==== Items ====

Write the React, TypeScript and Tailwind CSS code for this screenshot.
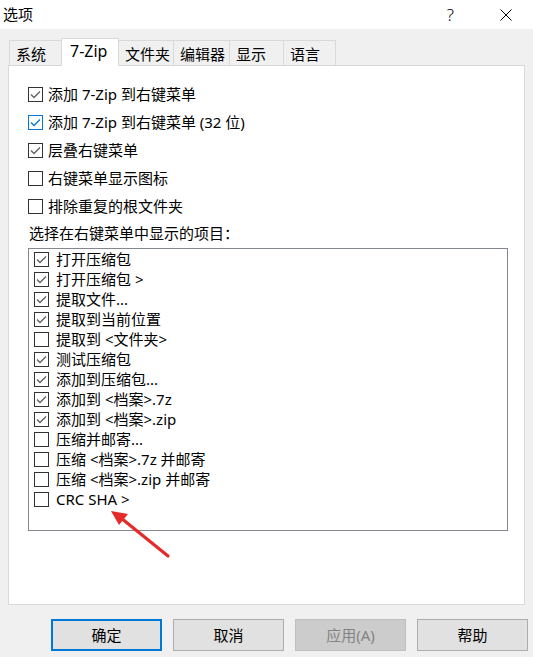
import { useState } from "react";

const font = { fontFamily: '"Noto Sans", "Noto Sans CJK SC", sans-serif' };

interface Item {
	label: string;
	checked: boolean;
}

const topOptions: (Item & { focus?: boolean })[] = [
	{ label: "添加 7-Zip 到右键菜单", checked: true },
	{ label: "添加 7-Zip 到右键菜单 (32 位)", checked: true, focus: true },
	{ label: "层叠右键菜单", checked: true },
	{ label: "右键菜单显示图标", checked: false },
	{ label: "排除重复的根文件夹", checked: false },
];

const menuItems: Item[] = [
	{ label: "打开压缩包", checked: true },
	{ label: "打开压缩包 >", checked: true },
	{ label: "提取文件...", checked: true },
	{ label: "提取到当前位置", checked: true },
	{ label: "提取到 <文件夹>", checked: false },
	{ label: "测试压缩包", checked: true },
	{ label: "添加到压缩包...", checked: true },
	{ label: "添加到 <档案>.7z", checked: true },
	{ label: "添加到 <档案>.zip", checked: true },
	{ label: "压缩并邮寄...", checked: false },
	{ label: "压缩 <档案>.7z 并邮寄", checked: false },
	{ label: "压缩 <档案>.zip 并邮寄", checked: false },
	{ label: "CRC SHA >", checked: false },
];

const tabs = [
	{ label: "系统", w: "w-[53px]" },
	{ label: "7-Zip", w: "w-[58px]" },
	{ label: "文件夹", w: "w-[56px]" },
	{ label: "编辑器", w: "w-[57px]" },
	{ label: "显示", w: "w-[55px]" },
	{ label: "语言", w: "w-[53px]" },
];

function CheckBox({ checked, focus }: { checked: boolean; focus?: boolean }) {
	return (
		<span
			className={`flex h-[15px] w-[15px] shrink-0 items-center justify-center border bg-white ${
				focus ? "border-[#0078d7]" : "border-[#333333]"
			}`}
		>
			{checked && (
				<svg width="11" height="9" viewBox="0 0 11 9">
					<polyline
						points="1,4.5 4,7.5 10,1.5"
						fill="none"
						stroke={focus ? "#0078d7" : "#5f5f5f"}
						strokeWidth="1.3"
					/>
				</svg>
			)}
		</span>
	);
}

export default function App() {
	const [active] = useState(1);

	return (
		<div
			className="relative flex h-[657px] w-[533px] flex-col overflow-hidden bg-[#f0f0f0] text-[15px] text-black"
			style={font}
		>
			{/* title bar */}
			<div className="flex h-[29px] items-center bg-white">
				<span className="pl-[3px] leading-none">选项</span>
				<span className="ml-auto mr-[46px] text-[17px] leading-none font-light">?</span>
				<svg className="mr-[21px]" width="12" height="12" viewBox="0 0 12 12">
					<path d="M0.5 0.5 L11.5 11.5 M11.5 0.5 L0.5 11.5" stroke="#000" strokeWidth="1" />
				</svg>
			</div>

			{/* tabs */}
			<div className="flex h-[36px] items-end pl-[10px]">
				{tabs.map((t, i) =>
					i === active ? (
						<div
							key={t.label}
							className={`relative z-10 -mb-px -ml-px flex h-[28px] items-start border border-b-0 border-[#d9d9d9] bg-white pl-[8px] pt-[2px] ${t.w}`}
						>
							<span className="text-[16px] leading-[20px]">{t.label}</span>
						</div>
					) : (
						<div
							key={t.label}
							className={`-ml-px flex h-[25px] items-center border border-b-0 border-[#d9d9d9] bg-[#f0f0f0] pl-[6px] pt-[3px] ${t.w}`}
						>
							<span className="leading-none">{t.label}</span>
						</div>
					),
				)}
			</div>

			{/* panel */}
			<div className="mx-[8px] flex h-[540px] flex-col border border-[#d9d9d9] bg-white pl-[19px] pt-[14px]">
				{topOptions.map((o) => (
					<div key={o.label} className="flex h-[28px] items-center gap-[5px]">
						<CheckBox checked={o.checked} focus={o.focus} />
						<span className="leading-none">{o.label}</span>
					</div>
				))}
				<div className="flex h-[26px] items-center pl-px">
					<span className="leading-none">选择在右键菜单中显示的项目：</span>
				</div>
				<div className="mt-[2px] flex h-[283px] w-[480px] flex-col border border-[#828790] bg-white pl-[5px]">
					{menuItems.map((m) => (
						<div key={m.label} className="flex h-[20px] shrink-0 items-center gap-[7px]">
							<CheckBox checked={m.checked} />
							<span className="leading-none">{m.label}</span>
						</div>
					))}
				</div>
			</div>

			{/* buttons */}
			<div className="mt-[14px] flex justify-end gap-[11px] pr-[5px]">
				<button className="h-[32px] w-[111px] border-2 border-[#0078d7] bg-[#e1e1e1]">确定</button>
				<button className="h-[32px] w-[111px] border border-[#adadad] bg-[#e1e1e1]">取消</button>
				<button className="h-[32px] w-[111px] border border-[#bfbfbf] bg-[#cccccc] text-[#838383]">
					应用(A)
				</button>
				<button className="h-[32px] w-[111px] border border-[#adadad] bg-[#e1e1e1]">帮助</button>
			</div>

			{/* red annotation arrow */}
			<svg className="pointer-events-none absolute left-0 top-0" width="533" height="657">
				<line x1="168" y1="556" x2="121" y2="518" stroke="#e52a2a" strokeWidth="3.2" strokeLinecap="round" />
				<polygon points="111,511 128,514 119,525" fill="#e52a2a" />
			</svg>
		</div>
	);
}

====
==== Items ====

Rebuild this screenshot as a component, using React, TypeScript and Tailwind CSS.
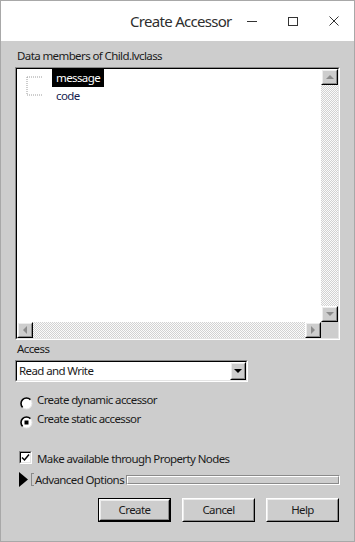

====

** The request **
State, as a bare number, how many lines of the listing hold the word "screenshot".

** Output below **
2